Bank Indonesia melalui Kepala Departemen Kebijakan Makroprudensial BI, Juda Agung sempat memberikan komentar tentang Libra. Menurutnya, Libra cukup berbeda dengan mata uang virtual lain seperti Bitcoin.
Juda Agung sempat dimintai keterangan, dikutip dari CNN Indonesia Senin lalu (22/7/19). “Kami tidak mengawasi mata uangnya, tetapi mengawasi lembaga keuangan yang menggunakan mata uang tersebut,” terangnya.
Libra Facebook yang rencananya baru akan dirilis tahun depan ini dipandang berbeda dengan Bitcoin karena punya penjamin aset bernilai tinggi. Beberapa aset penjamin itu seperti emas maupun surat utang AS.
Jika dibandingkan dengan Bitcoin, mata uang digital pengawal era kripto ini dianggap cukup beresiko hanya karena tidak ada penjamin atau underlyingnya. Hal itu membuat Bitcoin cuman digunakan untuk spekulasi saja. Harga Bitcoin juga mudah berfluktuasi.
Meski demikian Juda Agung juga menegaskan bahwa bukan berarti Libra dianggap lebih aman ketimbang Bitcoin maupun yang lain. Terkait hal ini, pihak BI disebut masih akan mempelajari secara mendalam tentang Libra.
Juda Agung juga menekankan agar masyarakat tidak tergoda menggunakan Libra sebelum ada sikap dan kepastian dari BI. Menurutnya, Undang-Undang No 7 2011 tentang mata uang, menyebutkan bahwa Rupiah adalah satu-satunya mata uang yang sah di Indonesia.
Sementara itu Josua Pardede, ekonom dari Bank Permata meminta agar regulator di Indonesia cepat memberikan respon atas fenomena yang terjadi di industri keuangan. Mata uang digital adalah satu hal yang semestinya mendapat respon cepat itu.
Saat memberikan komentar di CNN Indonesia, Josua Pardede mengatakan bahwa BI perlu menerbitkan aturan khusus, kasus per kasus. Pemangku kebijakan di Indonesia juga perlu mengkaji secara dalam poin-poin penting dalam mata uang digital.

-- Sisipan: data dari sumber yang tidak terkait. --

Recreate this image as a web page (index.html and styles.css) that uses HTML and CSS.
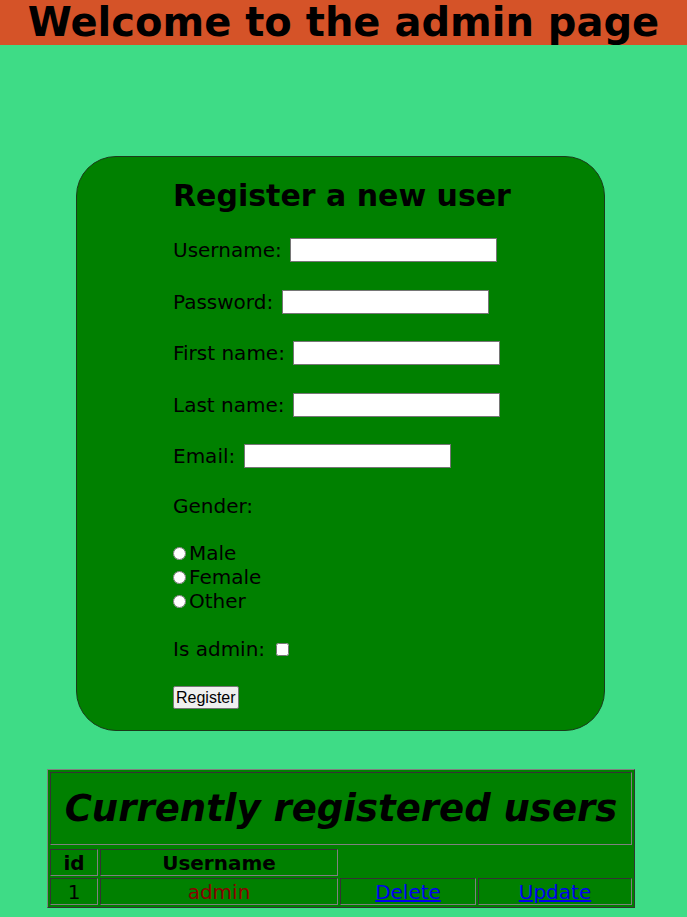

Anggapannya, jika aturan itu dibuat secara terburu-buru, kekhawatiran atas potensi fraud bisa mengakibatkan tidak stabilnya sistem keuangan. Potensi-potensi negatif ini yang perlu diantisipasi oleh BI.
Pardede juga menyebut bahwa alat pembayaran digital memiliki resiko besar. Karena tidak memiliki aset jaminan. Mata uangnya disebut hanya ditentukan saja dari mekanisme pasar yang fluktuatif. Pardede mengatakan, “Resiko mata uang digital itu berkelanjutan. Banyak resiko yang harus dimigitasi sejak awal, seperti sistem, fraud, IT Security,” paparnya.
Atas dasar itu, secara pribadi Pardede juga masih yakin bahwa BI tidak akan mengijinkan alat pembayaran selain Rupiah di Indonesia. Sementara di negara lain seperti Amerika Serikat, Inggris, Perancis, Jerman, Rusia, dan Korea, tetap berpotensi besar untuk melarang libra.